Holidays

by | Jun 20, 2022

“In the last days it will be, God declares, that I will pour out my Spirit upon all flesh, and your sons and your daughters shall prophesy, and your young men shall see visions, and your old men shall dream dreams.”  Acts 2:17

This last weekend, we commemorated not one but two holidays. The third Sunday of June is Father’s Day, which happened this year on June 19. June 19th is also known as Juneteenth, and it is our newest federal holiday. On June 19, 1865, Gen. Gordon Granger announced General Order No. 3, which confirmed freedom for enslaved people in Texas. This was the last such announcement, occurring 2.5 years after Abraham Lincoln issued the Emancipation Proclamation.

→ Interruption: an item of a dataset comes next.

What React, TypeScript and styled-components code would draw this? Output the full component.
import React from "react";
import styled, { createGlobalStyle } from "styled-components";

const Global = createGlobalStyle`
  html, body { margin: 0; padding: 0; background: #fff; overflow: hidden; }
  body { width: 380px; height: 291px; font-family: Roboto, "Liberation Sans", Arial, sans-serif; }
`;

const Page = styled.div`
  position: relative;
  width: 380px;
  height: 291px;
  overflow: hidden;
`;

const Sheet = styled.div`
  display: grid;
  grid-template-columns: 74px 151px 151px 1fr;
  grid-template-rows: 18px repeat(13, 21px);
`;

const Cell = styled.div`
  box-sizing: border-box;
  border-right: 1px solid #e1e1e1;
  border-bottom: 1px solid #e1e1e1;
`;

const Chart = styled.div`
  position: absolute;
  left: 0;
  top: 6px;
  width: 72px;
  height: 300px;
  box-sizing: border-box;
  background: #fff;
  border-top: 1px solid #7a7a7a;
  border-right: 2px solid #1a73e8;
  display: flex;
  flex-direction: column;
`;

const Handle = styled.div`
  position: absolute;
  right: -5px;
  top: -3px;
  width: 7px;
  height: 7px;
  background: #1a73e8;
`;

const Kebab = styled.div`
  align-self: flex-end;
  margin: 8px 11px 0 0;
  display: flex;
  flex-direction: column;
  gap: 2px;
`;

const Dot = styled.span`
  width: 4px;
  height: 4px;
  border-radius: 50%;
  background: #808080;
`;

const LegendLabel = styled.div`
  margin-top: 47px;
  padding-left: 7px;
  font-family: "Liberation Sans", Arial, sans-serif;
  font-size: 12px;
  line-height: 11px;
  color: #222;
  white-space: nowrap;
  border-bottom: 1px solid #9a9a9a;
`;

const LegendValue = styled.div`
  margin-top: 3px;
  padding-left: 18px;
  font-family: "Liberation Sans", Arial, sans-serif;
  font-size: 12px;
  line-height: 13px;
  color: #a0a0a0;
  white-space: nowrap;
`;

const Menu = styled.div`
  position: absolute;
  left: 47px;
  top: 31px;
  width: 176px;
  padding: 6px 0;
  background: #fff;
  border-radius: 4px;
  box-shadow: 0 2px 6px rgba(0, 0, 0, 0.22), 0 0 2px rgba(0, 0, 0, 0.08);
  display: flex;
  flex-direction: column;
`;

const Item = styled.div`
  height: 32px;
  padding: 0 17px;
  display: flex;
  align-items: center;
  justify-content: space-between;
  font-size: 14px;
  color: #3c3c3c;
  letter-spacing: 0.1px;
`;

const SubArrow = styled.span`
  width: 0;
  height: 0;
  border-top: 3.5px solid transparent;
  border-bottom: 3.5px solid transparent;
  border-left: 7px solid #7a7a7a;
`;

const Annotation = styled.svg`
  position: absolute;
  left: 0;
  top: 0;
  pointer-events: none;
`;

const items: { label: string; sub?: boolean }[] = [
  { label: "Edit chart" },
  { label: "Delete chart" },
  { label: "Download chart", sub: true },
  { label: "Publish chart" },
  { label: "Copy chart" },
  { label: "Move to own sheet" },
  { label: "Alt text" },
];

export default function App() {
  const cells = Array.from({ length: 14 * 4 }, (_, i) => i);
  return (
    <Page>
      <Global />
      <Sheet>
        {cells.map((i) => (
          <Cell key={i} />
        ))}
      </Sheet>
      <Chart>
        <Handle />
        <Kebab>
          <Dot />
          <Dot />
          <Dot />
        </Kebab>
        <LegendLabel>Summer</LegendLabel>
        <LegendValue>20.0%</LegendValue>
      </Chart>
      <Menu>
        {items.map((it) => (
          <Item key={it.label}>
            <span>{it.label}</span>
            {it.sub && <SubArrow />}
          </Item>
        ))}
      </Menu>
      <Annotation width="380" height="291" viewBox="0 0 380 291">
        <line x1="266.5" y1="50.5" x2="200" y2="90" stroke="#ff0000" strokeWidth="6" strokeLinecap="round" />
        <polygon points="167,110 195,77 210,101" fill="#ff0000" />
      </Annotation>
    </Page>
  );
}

In addition to official holidays, some of us have our own personal holidays. This last weekend, General Assembly started. Steve Salyards, also known as the GA Junkie, is one of the writers covering the GA for the Presbyterian Outlook. I wouldn’t be surprised if Steve, and several others who are regulars at GA, consider the start of GA as a kind of personal holiday! This year is special, not only for the unusual hybrid format of the GA, but because our own Ruth Santana-Grace, former Executive Presbyter, was elected on Saturday as Co-Moderator of the GA, along with Shavon Starling-Louis. We will certainly look to welcome Ruth in her new capacity in the coming two years!

For myself, I can name two very specific personal holidays. One is King and Queen Sunday, my take on Martin Luther King Jr. Day. Dr. King’s birthday, January 15, 1929, is often honored on the same Sunday when churches in Hawai‘i remember with grief the illegal overthrow of the Kingdom of Hawai‘i and the forced abdication of Queen Lili‘uokalani, on January 17, 1893. Both of these leaders spent their lives seeking justice for their people, drawing on their deep Christian faith and modeling non-violent protest in their approach.

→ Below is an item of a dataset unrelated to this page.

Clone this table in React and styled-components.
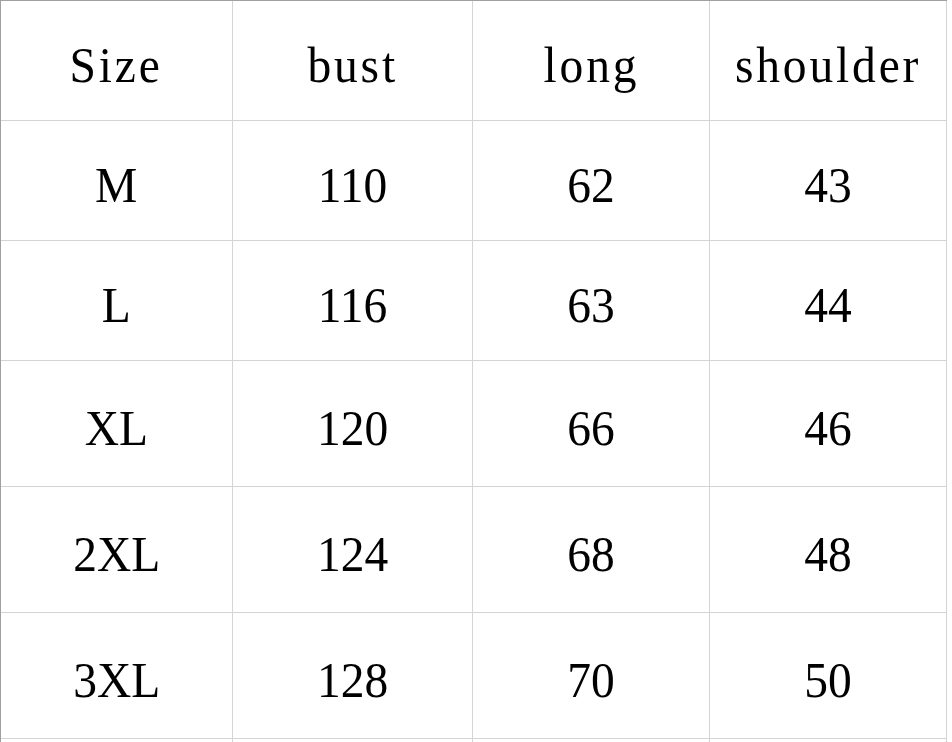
import React from "react";
import styled, { createGlobalStyle } from "styled-components";

const GlobalStyle = createGlobalStyle`
  html, body {
    margin: 0;
    padding: 0;
    background: #ffffff;
    overflow: hidden;
  }
  body {
    font-family: "Liberation Serif", "Times New Roman", serif;
    color: #000;
  }
`;

const Table = styled.div`
  display: grid;
  grid-template-columns: 232px 240px 237px 237px;
  grid-auto-rows: auto;
  width: max-content;
  border-left: 1px solid #a0a0a0;
  border-top: 1px solid #a0a0a0;
  background: #fff;
`;

const Cell = styled.div`
  box-sizing: border-box;
  height: ${(p) => p.$h}px;
  border-right: 1px solid #d4d4d4;
  border-bottom: 1px solid #d4d4d4;
  display: flex;
  align-items: center;
  justify-content: center;
  padding-top: 8px;
  font-size: 50px;
  line-height: 1;
  letter-spacing: ${(p) => (p.$header ? "3px" : "0")};
  white-space: nowrap;
`;

const Label = styled.span`
  display: inline-block;
  transform: scaleX(0.95);
`;

const header = ["Size", "bust", "long", "shoulder"];
const rows = [
  { h: 120, cells: ["M", "110", "62", "43"] },
  { h: 120, cells: ["L", "116", "63", "44"] },
  { h: 126, cells: ["XL", "120", "66", "46"] },
  { h: 126, cells: ["2XL", "124", "68", "48"] },
  { h: 126, cells: ["3XL", "128", "70", "50"] },
  { h: 40, cells: ["", "", "", ""] },
];

export default function App() {
  return (
    <>
      <GlobalStyle />
      <Table>
        {header.map((t) => (
          <Cell key={t} $h={120} $header>
            <Label>{t}</Label>
          </Cell>
        ))}
        {rows.map((r, i) =>
          r.cells.map((t, j) => (
            <Cell key={`${i}-${j}`} $h={r.h}>
              <Label>{t}</Label>
            </Cell>
          ))
        )}
      </Table>
    </>
  );
}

My second personal holiday just happened last Thursday, the commencement for Ted K. Tajima High School. This public charter school is not selective, and nearly all the students come from immigrant families. Most of the students are bilingual and are the first in their family to go to college. In this year’s graduating class of 112 students, 99% were admitted to 4-year colleges, including one student going to Stanford, one to Dartmouth, and several who will be attending UC schools including Berkeley, UCLA, Irvine, Riverside, and Santa Cruz. The valedictorian will be attending the University of Chicago, a recipient of QuestBridge and Gates scholarships. In his speech, he recalled being temporarily homeless when he started at Tajima High, and then his family found an apartment in Whittier, which required that he take a bus and then walk for 30 minutes to get to school near downtown LA each day. He remembered struggling with serious depression during the COVID lockdown. He honored his mother by attempting to speak in her indigenous native language from

Central America. And he closed by thanking his teachers and school counselors, including the one who encouraged him as he completed his college applications by saying, “You’re not as boring as you think you are.”

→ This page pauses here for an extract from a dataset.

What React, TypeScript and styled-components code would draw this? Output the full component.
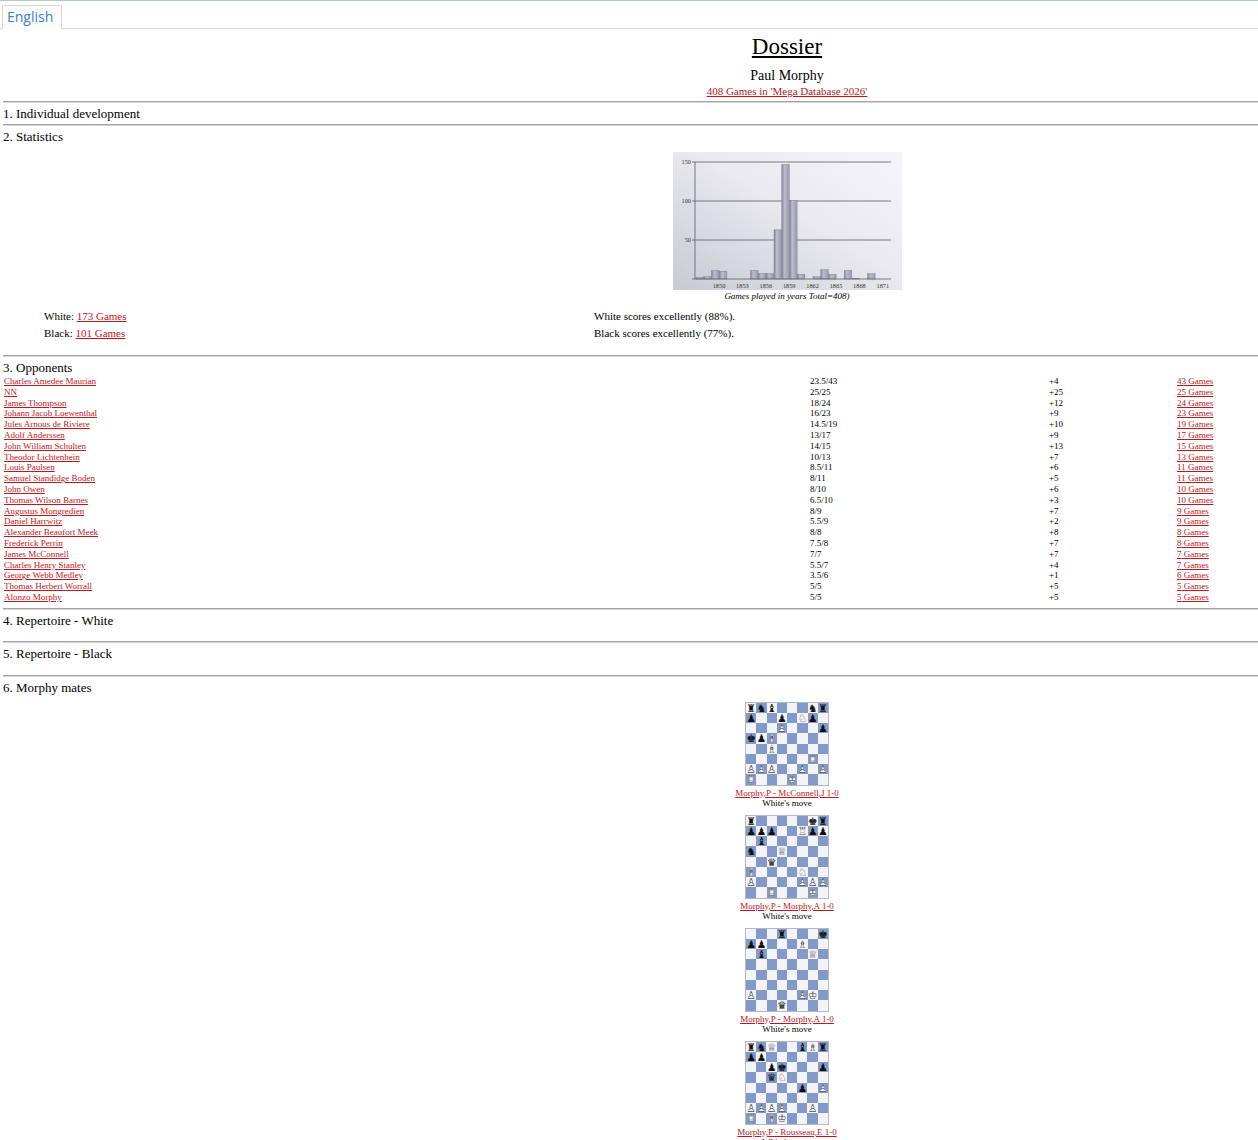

Watching these kids and seeing and hearing their families, bursting with pride, I imagined my father looking down from heaven, happy with what has been done with his legacy. When alive, he worked to inspire many students to dream beyond what society told them they deserved. In his death, this little school enables about 100 students and families to achieve their dreams every year.

We Christians often have to remind ourselves that new life comes out of death. The seed must die to bear fruit, and the Messiah must suffer on the cross before rising to new life for all of us. We are a people who see the cycle of life, and in our communal life, we weep with those who weep, and rejoice with those who rejoice. In the very full life of Rev. Mariko Yanagihara, we have occasion to do it all. Mariko has been spending years caring for her parents’ generation, and last month her father-in-law passed away. But Mariko now has another generation to care for. She is now a grandma, of two beautiful babies! Emilee Akemi Yoshida was born on April 3rd, and Kaylin Toyoko Blagaich was born on June 14th!

In our family of faith, we indeed have reason to weep, and reason to rejoice. Praise God for all these reminders that we can witness sons and daughters prophesying, young men seeing visions, and old men on earth and in heaven dreaming dreams. Thank God that whether we live or whether we die, we are the Lord’s. Together, let us continue to live into our faith, drawing strength from the love we share, and reflecting God’s kin-dom with the compassion and justice we offer. There is hope. There is life. There is Christ in our midst.